Reproduce each line of the material exactly, minus any picture.

-- Begin ENTRIES --

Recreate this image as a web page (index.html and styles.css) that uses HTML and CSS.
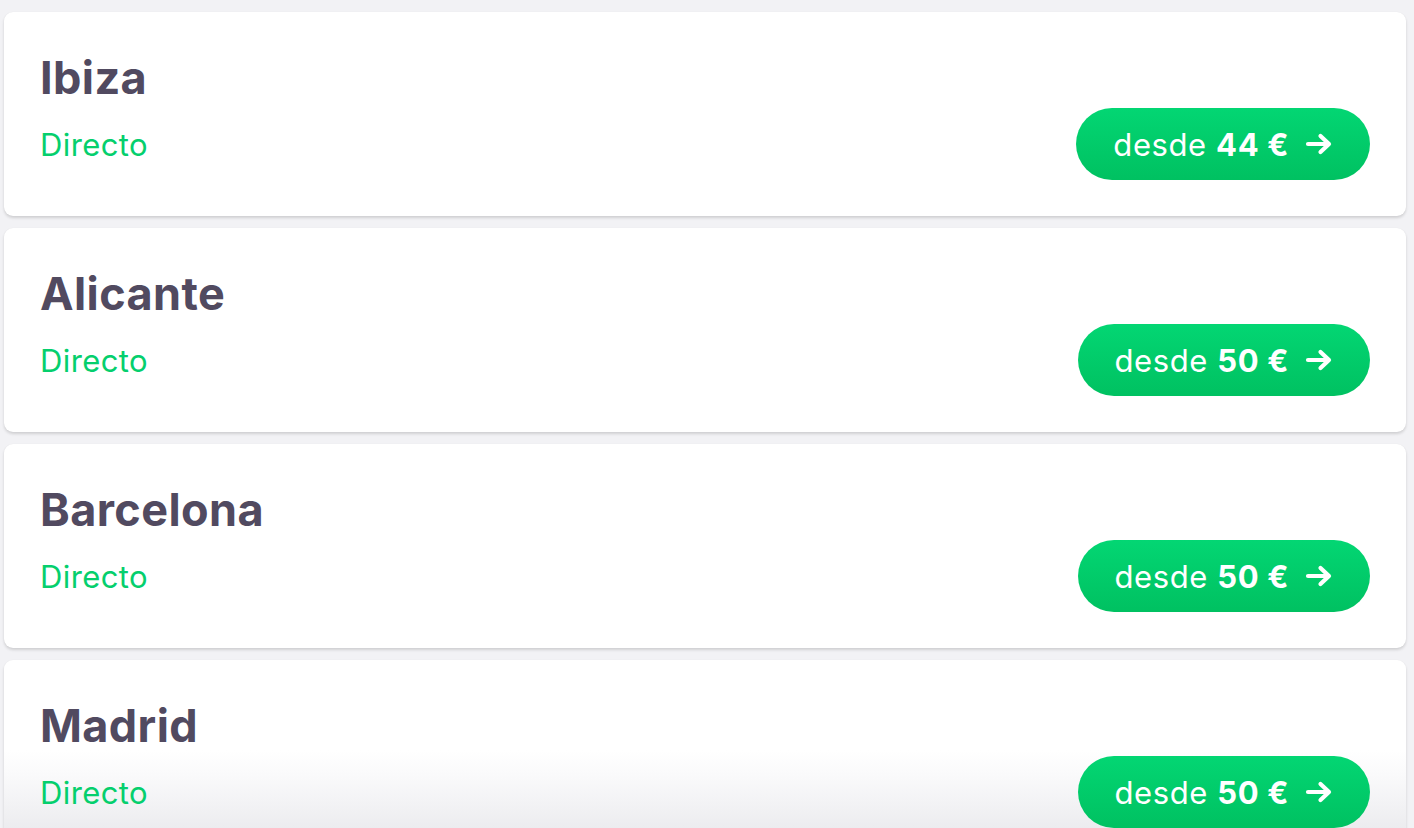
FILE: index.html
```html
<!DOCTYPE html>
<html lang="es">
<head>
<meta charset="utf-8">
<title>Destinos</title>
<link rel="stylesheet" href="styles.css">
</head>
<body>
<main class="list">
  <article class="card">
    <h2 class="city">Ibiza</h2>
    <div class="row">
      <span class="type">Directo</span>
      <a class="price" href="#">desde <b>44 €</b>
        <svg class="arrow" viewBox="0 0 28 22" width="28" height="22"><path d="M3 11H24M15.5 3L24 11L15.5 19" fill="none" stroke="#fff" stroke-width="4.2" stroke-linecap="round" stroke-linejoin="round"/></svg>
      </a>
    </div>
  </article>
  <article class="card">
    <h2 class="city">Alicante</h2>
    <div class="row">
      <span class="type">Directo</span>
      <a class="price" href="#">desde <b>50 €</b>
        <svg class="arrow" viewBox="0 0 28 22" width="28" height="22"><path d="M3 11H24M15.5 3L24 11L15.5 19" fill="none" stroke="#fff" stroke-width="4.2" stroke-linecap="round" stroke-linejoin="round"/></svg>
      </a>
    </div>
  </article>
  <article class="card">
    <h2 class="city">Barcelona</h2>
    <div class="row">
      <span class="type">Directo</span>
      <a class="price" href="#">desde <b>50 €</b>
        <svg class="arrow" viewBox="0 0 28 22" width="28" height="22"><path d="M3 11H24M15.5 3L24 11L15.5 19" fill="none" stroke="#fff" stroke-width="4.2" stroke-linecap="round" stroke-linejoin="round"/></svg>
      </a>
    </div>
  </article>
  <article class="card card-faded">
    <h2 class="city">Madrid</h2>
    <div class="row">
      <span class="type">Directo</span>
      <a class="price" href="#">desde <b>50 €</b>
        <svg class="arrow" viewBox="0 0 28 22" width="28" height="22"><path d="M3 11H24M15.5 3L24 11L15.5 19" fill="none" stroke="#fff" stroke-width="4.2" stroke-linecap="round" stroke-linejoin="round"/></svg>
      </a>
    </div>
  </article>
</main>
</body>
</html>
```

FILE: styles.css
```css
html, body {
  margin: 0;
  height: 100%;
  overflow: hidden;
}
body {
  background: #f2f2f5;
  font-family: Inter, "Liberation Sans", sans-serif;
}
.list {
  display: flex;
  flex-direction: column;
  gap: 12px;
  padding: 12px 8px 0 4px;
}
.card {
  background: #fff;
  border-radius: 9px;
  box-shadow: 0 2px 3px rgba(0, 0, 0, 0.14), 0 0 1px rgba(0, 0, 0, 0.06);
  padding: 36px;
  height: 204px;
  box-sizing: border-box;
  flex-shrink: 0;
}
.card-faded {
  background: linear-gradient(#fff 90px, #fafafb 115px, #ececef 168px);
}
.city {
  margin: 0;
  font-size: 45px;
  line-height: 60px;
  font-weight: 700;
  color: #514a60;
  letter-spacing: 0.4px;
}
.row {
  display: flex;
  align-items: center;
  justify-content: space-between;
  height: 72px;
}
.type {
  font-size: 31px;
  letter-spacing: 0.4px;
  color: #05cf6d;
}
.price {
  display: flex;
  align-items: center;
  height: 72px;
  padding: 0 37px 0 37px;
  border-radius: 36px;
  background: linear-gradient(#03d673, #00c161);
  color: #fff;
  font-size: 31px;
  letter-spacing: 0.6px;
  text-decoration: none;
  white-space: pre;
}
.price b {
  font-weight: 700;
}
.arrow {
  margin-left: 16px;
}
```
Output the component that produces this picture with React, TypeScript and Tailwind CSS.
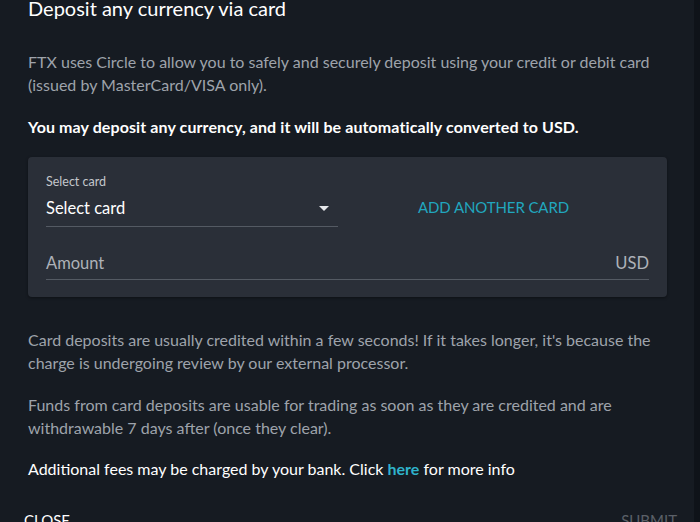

-- End ENTRIES --

▶ SOLVED PROBLEM:
Recreate this image as a web page (index.html and styles.css) that uses HTML and CSS.
FILE: index.html
```html
<!DOCTYPE html>
<html lang="es">
<head>
<meta charset="utf-8">
<title>Destinos</title>
<link rel="stylesheet" href="styles.css">
</head>
<body>
<main class="list">
  <article class="card">
    <h2 class="city">Ibiza</h2>
    <div class="row">
      <span class="type">Directo</span>
      <a class="price" href="#">desde <b>44 €</b>
        <svg class="arrow" viewBox="0 0 28 22" width="28" height="22"><path d="M3 11H24M15.5 3L24 11L15.5 19" fill="none" stroke="#fff" stroke-width="4.2" stroke-linecap="round" stroke-linejoin="round"/></svg>
      </a>
    </div>
  </article>
  <article class="card">
    <h2 class="city">Alicante</h2>
    <div class="row">
      <span class="type">Directo</span>
      <a class="price" href="#">desde <b>50 €</b>
        <svg class="arrow" viewBox="0 0 28 22" width="28" height="22"><path d="M3 11H24M15.5 3L24 11L15.5 19" fill="none" stroke="#fff" stroke-width="4.2" stroke-linecap="round" stroke-linejoin="round"/></svg>
      </a>
    </div>
  </article>
  <article class="card">
    <h2 class="city">Barcelona</h2>
    <div class="row">
      <span class="type">Directo</span>
      <a class="price" href="#">desde <b>50 €</b>
        <svg class="arrow" viewBox="0 0 28 22" width="28" height="22"><path d="M3 11H24M15.5 3L24 11L15.5 19" fill="none" stroke="#fff" stroke-width="4.2" stroke-linecap="round" stroke-linejoin="round"/></svg>
      </a>
    </div>
  </article>
  <article class="card card-faded">
    <h2 class="city">Madrid</h2>
    <div class="row">
      <span class="type">Directo</span>
      <a class="price" href="#">desde <b>50 €</b>
        <svg class="arrow" viewBox="0 0 28 22" width="28" height="22"><path d="M3 11H24M15.5 3L24 11L15.5 19" fill="none" stroke="#fff" stroke-width="4.2" stroke-linecap="round" stroke-linejoin="round"/></svg>
      </a>
    </div>
  </article>
</main>
</body>
</html>
```

FILE: styles.css
```css
html, body {
  margin: 0;
  height: 100%;
  overflow: hidden;
}
body {
  background: #f2f2f5;
  font-family: Inter, "Liberation Sans", sans-serif;
}
.list {
  display: flex;
  flex-direction: column;
  gap: 12px;
  padding: 12px 8px 0 4px;
}
.card {
  background: #fff;
  border-radius: 9px;
  box-shadow: 0 2px 3px rgba(0, 0, 0, 0.14), 0 0 1px rgba(0, 0, 0, 0.06);
  padding: 36px;
  height: 204px;
  box-sizing: border-box;
  flex-shrink: 0;
}
.card-faded {
  background: linear-gradient(#fff 90px, #fafafb 115px, #ececef 168px);
}
.city {
  margin: 0;
  font-size: 45px;
  line-height: 60px;
  font-weight: 700;
  color: #514a60;
  letter-spacing: 0.4px;
}
.row {
  display: flex;
  align-items: center;
  justify-content: space-between;
  height: 72px;
}
.type {
  font-size: 31px;
  letter-spacing: 0.4px;
  color: #05cf6d;
}
.price {
  display: flex;
  align-items: center;
  height: 72px;
  padding: 0 37px 0 37px;
  border-radius: 36px;
  background: linear-gradient(#03d673, #00c161);
  color: #fff;
  font-size: 31px;
  letter-spacing: 0.6px;
  text-decoration: none;
  white-space: pre;
}
.price b {
  font-weight: 700;
}
.arrow {
  margin-left: 16px;
}
```
Output the component that produces this picture with React, TypeScript and Tailwind CSS.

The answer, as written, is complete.